## Instruction
Write out each line of the listing as it stands, without the images.

-- Begin Given data --

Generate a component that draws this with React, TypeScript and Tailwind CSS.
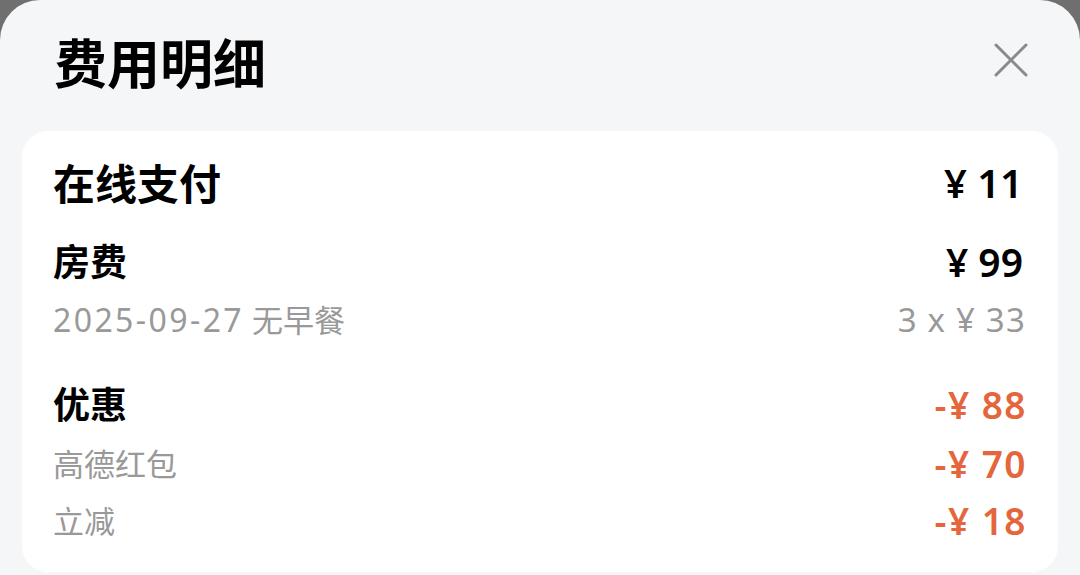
const font = {
  fontFamily: '"Noto Sans", Roboto, "Noto Sans CJK SC", sans-serif',
};

type Row = {
  label: string;
  date?: string;
  value: string;
  kind: "head" | "sub";
  accent?: boolean;
  h: string;
  mt: string;
};

const rows: Row[] = [
  { label: "房费", value: "¥ 99", kind: "head", h: "h-[44px]", mt: "mt-[33px]" },
  { label: "无早餐", date: "2025-09-27", value: "3 x ¥ 33", kind: "sub", h: "h-[40px]", mt: "mt-[16px]" },
  { label: "优惠", value: "-¥ 88", kind: "head", accent: true, h: "h-[44px]", mt: "mt-[43px]" },
  { label: "高德红包", value: "-¥ 70", kind: "sub", accent: true, h: "h-[40px]", mt: "mt-[17px]" },
  { label: "立减", value: "-¥ 18", kind: "sub", accent: true, h: "h-[40px]", mt: "mt-[17px]" },
];

function CloseIcon() {
  return (
    <svg width="34" height="34" viewBox="0 0 34 34" fill="none" stroke="#8a8a8a" strokeWidth="3" strokeLinecap="round">
      <path d="M2 2 L32 32 M32 2 L2 32" />
    </svg>
  );
}

export default function App() {
  return (
    <div className="w-[1080px] h-[575px] overflow-hidden bg-[#6f6f6f]" style={font}>
      <div className="h-full rounded-t-[40px] bg-[#f5f6f8] flex flex-col pb-[3px]">
        <div className="h-[126px] flex items-center justify-between pl-[54px] pr-[52px]">
          <h1 className="text-[53px] font-bold text-black leading-none">费用明细</h1>
          <div className="-mt-[6px]">
            <CloseIcon />
          </div>
        </div>

        <div className="mt-[5px] mx-[22px] flex-1 rounded-[26px] bg-white pt-[28px] pl-[31px] pr-[35px]">
          <div className="h-[48px] flex items-center justify-between">
            <span className="text-[42px] font-semibold text-black">在线支付</span>
            <span className="text-[40px] font-semibold text-black">¥ 11</span>
          </div>

          {rows.map((r) => (
            <div key={r.label} className={`${r.h} ${r.mt} flex items-center justify-between`}>
              {r.kind === "head" ? (
                <span className="text-[37px] font-bold text-black">{r.label}</span>
              ) : (
                <span className="text-[31px] text-[#999999]">
                  {r.date && <span className="text-[32px] tracking-[2.4px] mr-[8px]">{r.date}</span>}
                  {r.label}
                </span>
              )}
              <span
                className={
                  r.accent
                    ? "text-[37px] font-semibold tracking-[1.5px] -mr-[4px] text-[#e4663c]"
                    : r.kind === "head"
                    ? "text-[39px] font-semibold text-black"
                    : "text-[33px] tracking-[1.2px] -mr-[3px] text-[#999999]"
                }
              >
                {r.value}
              </span>
            </div>
          ))}
        </div>
      </div>
    </div>
  );
}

-- End Given data --

## The output
Generate a component that draws this with React, TypeScript and Tailwind CSS.
const font = {
  fontFamily: '"Noto Sans", Roboto, "Noto Sans CJK SC", sans-serif',
};

type Row = {
  label: string;
  date?: string;
  value: string;
  kind: "head" | "sub";
  accent?: boolean;
  h: string;
  mt: string;
};

const rows: Row[] = [
  { label: "房费", value: "¥ 99", kind: "head", h: "h-[44px]", mt: "mt-[33px]" },
  { label: "无早餐", date: "2025-09-27", value: "3 x ¥ 33", kind: "sub", h: "h-[40px]", mt: "mt-[16px]" },
  { label: "优惠", value: "-¥ 88", kind: "head", accent: true, h: "h-[44px]", mt: "mt-[43px]" },
  { label: "高德红包", value: "-¥ 70", kind: "sub", accent: true, h: "h-[40px]", mt: "mt-[17px]" },
  { label: "立减", value: "-¥ 18", kind: "sub", accent: true, h: "h-[40px]", mt: "mt-[17px]" },
];

function CloseIcon() {
  return (
    <svg width="34" height="34" viewBox="0 0 34 34" fill="none" stroke="#8a8a8a" strokeWidth="3" strokeLinecap="round">
      <path d="M2 2 L32 32 M32 2 L2 32" />
    </svg>
  );
}

export default function App() {
  return (
    <div className="w-[1080px] h-[575px] overflow-hidden bg-[#6f6f6f]" style={font}>
      <div className="h-full rounded-t-[40px] bg-[#f5f6f8] flex flex-col pb-[3px]">
        <div className="h-[126px] flex items-center justify-between pl-[54px] pr-[52px]">
          <h1 className="text-[53px] font-bold text-black leading-none">费用明细</h1>
          <div className="-mt-[6px]">
            <CloseIcon />
          </div>
        </div>

        <div className="mt-[5px] mx-[22px] flex-1 rounded-[26px] bg-white pt-[28px] pl-[31px] pr-[35px]">
          <div className="h-[48px] flex items-center justify-between">
            <span className="text-[42px] font-semibold text-black">在线支付</span>
            <span className="text-[40px] font-semibold text-black">¥ 11</span>
          </div>

          {rows.map((r) => (
            <div key={r.label} className={`${r.h} ${r.mt} flex items-center justify-between`}>
              {r.kind === "head" ? (
                <span className="text-[37px] font-bold text-black">{r.label}</span>
              ) : (
                <span className="text-[31px] text-[#999999]">
                  {r.date && <span className="text-[32px] tracking-[2.4px] mr-[8px]">{r.date}</span>}
                  {r.label}
                </span>
              )}
              <span
                className={
                  r.accent
                    ? "text-[37px] font-semibold tracking-[1.5px] -mr-[4px] text-[#e4663c]"
                    : r.kind === "head"
                    ? "text-[39px] font-semibold text-black"
                    : "text-[33px] tracking-[1.2px] -mr-[3px] text-[#999999]"
                }
              >
                {r.value}
              </span>
            </div>
          ))}
        </div>
      </div>
    </div>
  );
}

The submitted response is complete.